**Written problem:** Will you write out the data exactly, excluding every picture?

start Records

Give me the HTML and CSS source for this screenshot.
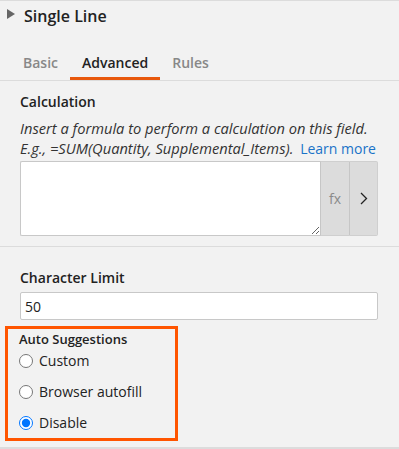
FILE: index.html
```html
<!DOCTYPE html>
<html lang="en">
<head>
  <meta charset="UTF-8">
  <title>Single Line</title>
  <link rel="stylesheet" href="styles.css">
</head>
<body>
  <div class="panel">
    <div class="panel-head">
      <span class="caret"></span>
      <h2>Single Line</h2>
    </div>

    <div class="tabs">
      <span class="tab">Basic</span>
      <span class="tab active">Advanced</span>
      <span class="tab">Rules</span>
    </div>

    <div class="section calc">
      <label class="field-label" for="calc">Calculation</label>
      <p class="hint">Insert a formula to perform a calculation on this field.<br>E.g., =SUM(Quantity, Supplemental_Items). <a href="#">Learn more</a></p>
      <div class="formula">
        <textarea id="calc"></textarea>
        <button class="fx-btn" type="button">fx</button>
        <button class="go-btn" type="button">
          <svg width="8" height="13" viewBox="0 0 8 13"><path d="M1 1l5.5 5.5L1 12" fill="none" stroke="#222" stroke-width="1.3"/></svg>
        </button>
      </div>
    </div>

    <div class="section limit">
      <label class="field-label" for="limit">Character Limit</label>
      <input id="limit" type="text" value="50">
    </div>

    <div class="highlight">
      <div class="small-label">Auto Suggestions</div>
      <label class="radio"><input type="radio" name="auto"> Custom</label>
      <label class="radio"><input type="radio" name="auto"> Browser autofill</label>
      <label class="radio"><input type="radio" name="auto" checked> Disable</label>
    </div>
  </div>
</body>
</html>
```

FILE: styles.css
```css
* {
  box-sizing: border-box;
}

body {
  margin: 0;
  background: #f2f2f2;
  font-family: 'Open Sans', sans-serif;
  color: #222;
}

.panel {
  border-top: 1px solid #dcdcdc;
  border-bottom: 2px solid #dcdcdc;
  height: 449px;
}

.panel-head {
  display: flex;
  align-items: center;
  height: 30px;
  padding-left: 7px;
}

.caret {
  flex: none;
  width: 0;
  height: 0;
  border-top: 5px solid transparent;
  border-bottom: 5px solid transparent;
  border-left: 8px solid #666;
  margin-right: 9px;
  margin-top: -5px;
}

.panel-head h2 {
  margin: 0;
  font-size: 16px;
  font-weight: 600;
}

.tabs {
  display: flex;
  margin-top: 17px;
  padding-left: 11px;
  border-bottom: 1px solid #dcdcdc;
}

.tab {
  padding: 5px 12px 4px;
  font-size: 14px;
  line-height: 20px;
  color: #888;
  font-weight: 600;
  border-bottom: 3px solid transparent;
}

.tab.active {
  color: #222;
  border-bottom-color: #e8580c;
}

.section {
  padding: 11px 8px 10px 20px;
  border-bottom: 1px solid #dcdcdc;
}

.field-label {
  display: block;
  font-size: 14px;
  font-weight: 600;
  line-height: 20px;
}

.hint {
  margin: 6px 0 2px;
  font-size: 14.67px;
  font-style: italic;
  line-height: 20px;
  color: #333;
  white-space: nowrap;
}

.hint a {
  color: #1a73c8;
  text-decoration: none;
  font-style: normal;
  font-size: 14px;
  margin-left: 3px;
}

.formula {
  display: flex;
  height: 75px;
  margin-right: 13px;
}

.formula textarea {
  flex: 1;
  border: 1px solid #c8c8c8;
  border-right: none;
  border-radius: 2px 0 0 2px;
  background: #fff;
  resize: vertical;
  font: inherit;
}

.fx-btn, .go-btn {
  width: 29px;
  border: 1px solid #cfcfcf;
  border-left: 1px solid #c6c6c6;
  background: #dcdcdc;
  padding: 0;
  display: flex;
  align-items: center;
  justify-content: center;
}

.fx-btn {
  border-right: none;
  font-family: 'Open Sans', sans-serif;
  font-size: 14px;
  color: #8a8a8a;
}

.go-btn {
  border-radius: 0 2px 2px 0;
}

.limit {
  padding: 21px 21px 0 20px;
  border-bottom: none;
}

.limit input {
  display: block;
  width: 100%;
  height: 28px;
  margin-top: 4px;
  padding: 0 4px;
  border: 1px solid #c8c8c8;
  border-radius: 2px;
  background: #fff;
  font: inherit;
  font-size: 14px;
  color: #222;
}

.highlight {
  width: 173px;
  margin: 6px 0 0 5px;
  padding: 3px 10px 0 11px;
  border: 3px solid #ff5500;
}

.small-label {
  font-size: 13px;
  font-weight: 600;
  line-height: 14px;
  margin-bottom: -1px;
}

.radio {
  display: flex;
  align-items: center;
  height: 31px;
  font-size: 14px;
}

.radio input {
  margin: 0 6px 0 0;
  width: 14px;
  height: 14px;
}
```
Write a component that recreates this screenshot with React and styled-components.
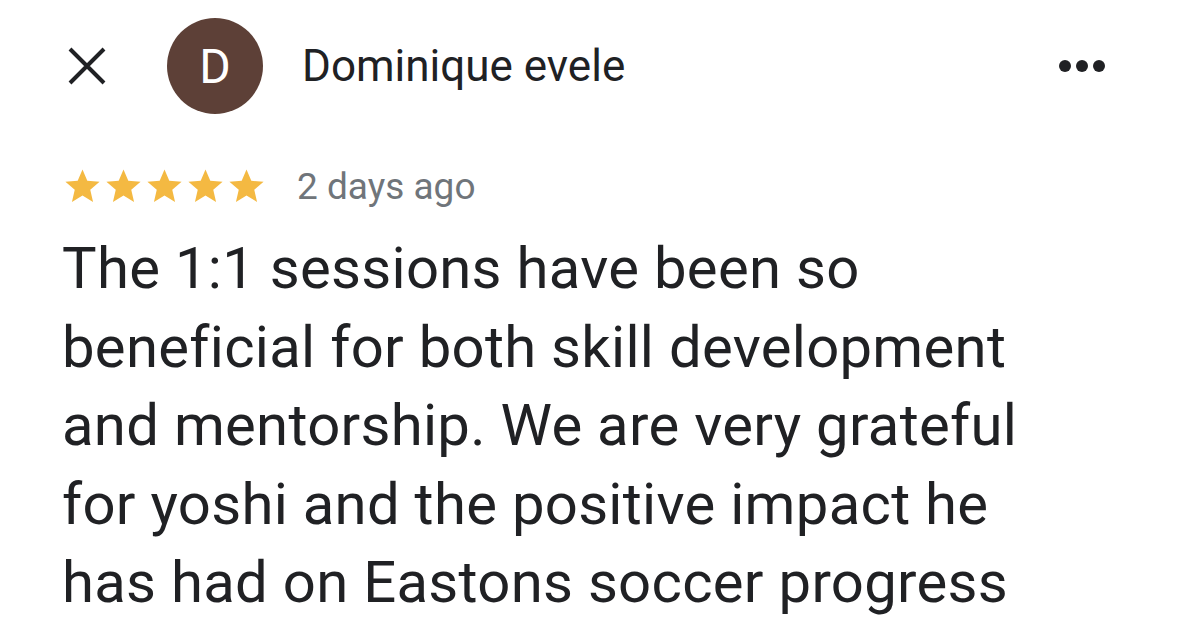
import React from 'react'
import styled, { createGlobalStyle } from 'styled-components'

const GlobalStyle = createGlobalStyle`
  html, body {
    margin: 0;
    padding: 0;
    background: #ffffff;
  }
  body {
    font-family: Roboto, "Liberation Sans", sans-serif;
    color: #202124;
  }
`

const Page = styled.div`
  width: 1179px;
  height: 630px;
  overflow: hidden;
  background: #fff;
  padding: 18px 0 0 62px;
  box-sizing: border-box;
`

const Header = styled.div`
  display: flex;
  align-items: center;
  height: 96px;
  padding-right: 74px;
`

const CloseBtn = styled.div`
  width: 50px;
  height: 50px;
  display: flex;
  align-items: center;
  justify-content: center;
  margin-right: 55px;
`

const Avatar = styled.div`
  width: 96px;
  height: 96px;
  border-radius: 50%;
  background: #5d4037;
  color: #fff;
  display: flex;
  align-items: center;
  justify-content: center;
  font-size: 48px;
  margin-right: 39px;
`

const Name = styled.div`
  flex: 1;
  font-size: 44px;
  color: #202124;
`

const More = styled.div`
  display: flex;
  gap: 5px;
  span {
    width: 12px;
    height: 12px;
    border-radius: 50%;
    background: #202124;
  }
`

const Meta = styled.div`
  display: flex;
  align-items: center;
  margin-top: 52px;
  height: 40px;
`

const Stars = styled.div`
  display: flex;
  margin-right: 30px;
`

const Since = styled.div`
  font-size: 37px;
  color: #70757a;
`

const Body = styled.p`
  margin: 23px 0 0 0;
  font-size: 58px;
  line-height: 78.5px;
  letter-spacing: 0.3px;
  color: #202124;
  white-space: nowrap;
`

const Line = styled.span`
  display: block;
`

const Star = () => (
  <svg width="41" height="41" viewBox="0 0 24 24">
    <path fill="#f4b942" d="M12 17.27L18.18 21l-1.64-7.03L22 9.24l-7.19-.61L12 2 9.19 8.63 2 9.24l5.46 4.73L5.82 21z" />
  </svg>
)

const lines = [
  'The 1:1 sessions have been so',
  'beneficial for both skill development',
  'and mentorship. We are very grateful',
  'for yoshi and the positive impact he',
  'has had on Eastons soccer progress',
]

export default function App() {
  return (
    <>
      <GlobalStyle />
      <Page>
        <Header>
          <CloseBtn>
            <svg width="40" height="40" viewBox="0 0 40 40">
              <path d="M3 3 L37 37 M37 3 L3 37" stroke="#202124" strokeWidth="4" />
            </svg>
          </CloseBtn>
          <Avatar>D</Avatar>
          <Name>Dominique evele</Name>
          <More><span /><span /><span /></More>
        </Header>
        <Meta>
          <Stars>{[0, 1, 2, 3, 4].map(i => <Star key={i} />)}</Stars>
          <Since>2 days ago</Since>
        </Meta>
        <Body>
          {lines.map(l => <Line key={l}>{l}</Line>)}
        </Body>
      </Page>
    </>
  )
}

end Records

**Answer for this exercise:**
Give me the HTML and CSS source for this screenshot.
FILE: index.html
```html
<!DOCTYPE html>
<html lang="en">
<head>
  <meta charset="UTF-8">
  <title>Single Line</title>
  <link rel="stylesheet" href="styles.css">
</head>
<body>
  <div class="panel">
    <div class="panel-head">
      <span class="caret"></span>
      <h2>Single Line</h2>
    </div>

    <div class="tabs">
      <span class="tab">Basic</span>
      <span class="tab active">Advanced</span>
      <span class="tab">Rules</span>
    </div>

    <div class="section calc">
      <label class="field-label" for="calc">Calculation</label>
      <p class="hint">Insert a formula to perform a calculation on this field.<br>E.g., =SUM(Quantity, Supplemental_Items). <a href="#">Learn more</a></p>
      <div class="formula">
        <textarea id="calc"></textarea>
        <button class="fx-btn" type="button">fx</button>
        <button class="go-btn" type="button">
          <svg width="8" height="13" viewBox="0 0 8 13"><path d="M1 1l5.5 5.5L1 12" fill="none" stroke="#222" stroke-width="1.3"/></svg>
        </button>
      </div>
    </div>

    <div class="section limit">
      <label class="field-label" for="limit">Character Limit</label>
      <input id="limit" type="text" value="50">
    </div>

    <div class="highlight">
      <div class="small-label">Auto Suggestions</div>
      <label class="radio"><input type="radio" name="auto"> Custom</label>
      <label class="radio"><input type="radio" name="auto"> Browser autofill</label>
      <label class="radio"><input type="radio" name="auto" checked> Disable</label>
    </div>
  </div>
</body>
</html>
```

FILE: styles.css
```css
* {
  box-sizing: border-box;
}

body {
  margin: 0;
  background: #f2f2f2;
  font-family: 'Open Sans', sans-serif;
  color: #222;
}

.panel {
  border-top: 1px solid #dcdcdc;
  border-bottom: 2px solid #dcdcdc;
  height: 449px;
}

.panel-head {
  display: flex;
  align-items: center;
  height: 30px;
  padding-left: 7px;
}

.caret {
  flex: none;
  width: 0;
  height: 0;
  border-top: 5px solid transparent;
  border-bottom: 5px solid transparent;
  border-left: 8px solid #666;
  margin-right: 9px;
  margin-top: -5px;
}

.panel-head h2 {
  margin: 0;
  font-size: 16px;
  font-weight: 600;
}

.tabs {
  display: flex;
  margin-top: 17px;
  padding-left: 11px;
  border-bottom: 1px solid #dcdcdc;
}

.tab {
  padding: 5px 12px 4px;
  font-size: 14px;
  line-height: 20px;
  color: #888;
  font-weight: 600;
  border-bottom: 3px solid transparent;
}

.tab.active {
  color: #222;
  border-bottom-color: #e8580c;
}

.section {
  padding: 11px 8px 10px 20px;
  border-bottom: 1px solid #dcdcdc;
}

.field-label {
  display: block;
  font-size: 14px;
  font-weight: 600;
  line-height: 20px;
}

.hint {
  margin: 6px 0 2px;
  font-size: 14.67px;
  font-style: italic;
  line-height: 20px;
  color: #333;
  white-space: nowrap;
}

.hint a {
  color: #1a73c8;
  text-decoration: none;
  font-style: normal;
  font-size: 14px;
  margin-left: 3px;
}

.formula {
  display: flex;
  height: 75px;
  margin-right: 13px;
}

.formula textarea {
  flex: 1;
  border: 1px solid #c8c8c8;
  border-right: none;
  border-radius: 2px 0 0 2px;
  background: #fff;
  resize: vertical;
  font: inherit;
}

.fx-btn, .go-btn {
  width: 29px;
  border: 1px solid #cfcfcf;
  border-left: 1px solid #c6c6c6;
  background: #dcdcdc;
  padding: 0;
  display: flex;
  align-items: center;
  justify-content: center;
}

.fx-btn {
  border-right: none;
  font-family: 'Open Sans', sans-serif;
  font-size: 14px;
  color: #8a8a8a;
}

.go-btn {
  border-radius: 0 2px 2px 0;
}

.limit {
  padding: 21px 21px 0 20px;
  border-bottom: none;
}

.limit input {
  display: block;
  width: 100%;
  height: 28px;
  margin-top: 4px;
  padding: 0 4px;
  border: 1px solid #c8c8c8;
  border-radius: 2px;
  background: #fff;
  font: inherit;
  font-size: 14px;
  color: #222;
}

.highlight {
  width: 173px;
  margin: 6px 0 0 5px;
  padding: 3px 10px 0 11px;
  border: 3px solid #ff5500;
}

.small-label {
  font-size: 13px;
  font-weight: 600;
  line-height: 14px;
  margin-bottom: -1px;
}

.radio {
  display: flex;
  align-items: center;
  height: 31px;
  font-size: 14px;
}

.radio input {
  margin: 0 6px 0 0;
  width: 14px;
  height: 14px;
}
```
Write a component that recreates this screenshot with React and styled-components.
import React from 'react'
import styled, { createGlobalStyle } from 'styled-components'

const GlobalStyle = createGlobalStyle`
  html, body {
    margin: 0;
    padding: 0;
    background: #ffffff;
  }
  body {
    font-family: Roboto, "Liberation Sans", sans-serif;
    color: #202124;
  }
`

const Page = styled.div`
  width: 1179px;
  height: 630px;
  overflow: hidden;
  background: #fff;
  padding: 18px 0 0 62px;
  box-sizing: border-box;
`

const Header = styled.div`
  display: flex;
  align-items: center;
  height: 96px;
  padding-right: 74px;
`

const CloseBtn = styled.div`
  width: 50px;
  height: 50px;
  display: flex;
  align-items: center;
  justify-content: center;
  margin-right: 55px;
`

const Avatar = styled.div`
  width: 96px;
  height: 96px;
  border-radius: 50%;
  background: #5d4037;
  color: #fff;
  display: flex;
  align-items: center;
  justify-content: center;
  font-size: 48px;
  margin-right: 39px;
`

const Name = styled.div`
  flex: 1;
  font-size: 44px;
  color: #202124;
`

const More = styled.div`
  display: flex;
  gap: 5px;
  span {
    width: 12px;
    height: 12px;
    border-radius: 50%;
    background: #202124;
  }
`

const Meta = styled.div`
  display: flex;
  align-items: center;
  margin-top: 52px;
  height: 40px;
`

const Stars = styled.div`
  display: flex;
  margin-right: 30px;
`

const Since = styled.div`
  font-size: 37px;
  color: #70757a;
`

const Body = styled.p`
  margin: 23px 0 0 0;
  font-size: 58px;
  line-height: 78.5px;
  letter-spacing: 0.3px;
  color: #202124;
  white-space: nowrap;
`

const Line = styled.span`
  display: block;
`

const Star = () => (
  <svg width="41" height="41" viewBox="0 0 24 24">
    <path fill="#f4b942" d="M12 17.27L18.18 21l-1.64-7.03L22 9.24l-7.19-.61L12 2 9.19 8.63 2 9.24l5.46 4.73L5.82 21z" />
  </svg>
)

const lines = [
  'The 1:1 sessions have been so',
  'beneficial for both skill development',
  'and mentorship. We are very grateful',
  'for yoshi and the positive impact he',
  'has had on Eastons soccer progress',
]

export default function App() {
  return (
    <>
      <GlobalStyle />
      <Page>
        <Header>
          <CloseBtn>
            <svg width="40" height="40" viewBox="0 0 40 40">
              <path d="M3 3 L37 37 M37 3 L3 37" stroke="#202124" strokeWidth="4" />
            </svg>
          </CloseBtn>
          <Avatar>D</Avatar>
          <Name>Dominique evele</Name>
          <More><span /><span /><span /></More>
        </Header>
        <Meta>
          <Stars>{[0, 1, 2, 3, 4].map(i => <Star key={i} />)}</Stars>
          <Since>2 days ago</Since>
        </Meta>
        <Body>
          {lines.map(l => <Line key={l}>{l}</Line>)}
        </Body>
      </Page>
    </>
  )
}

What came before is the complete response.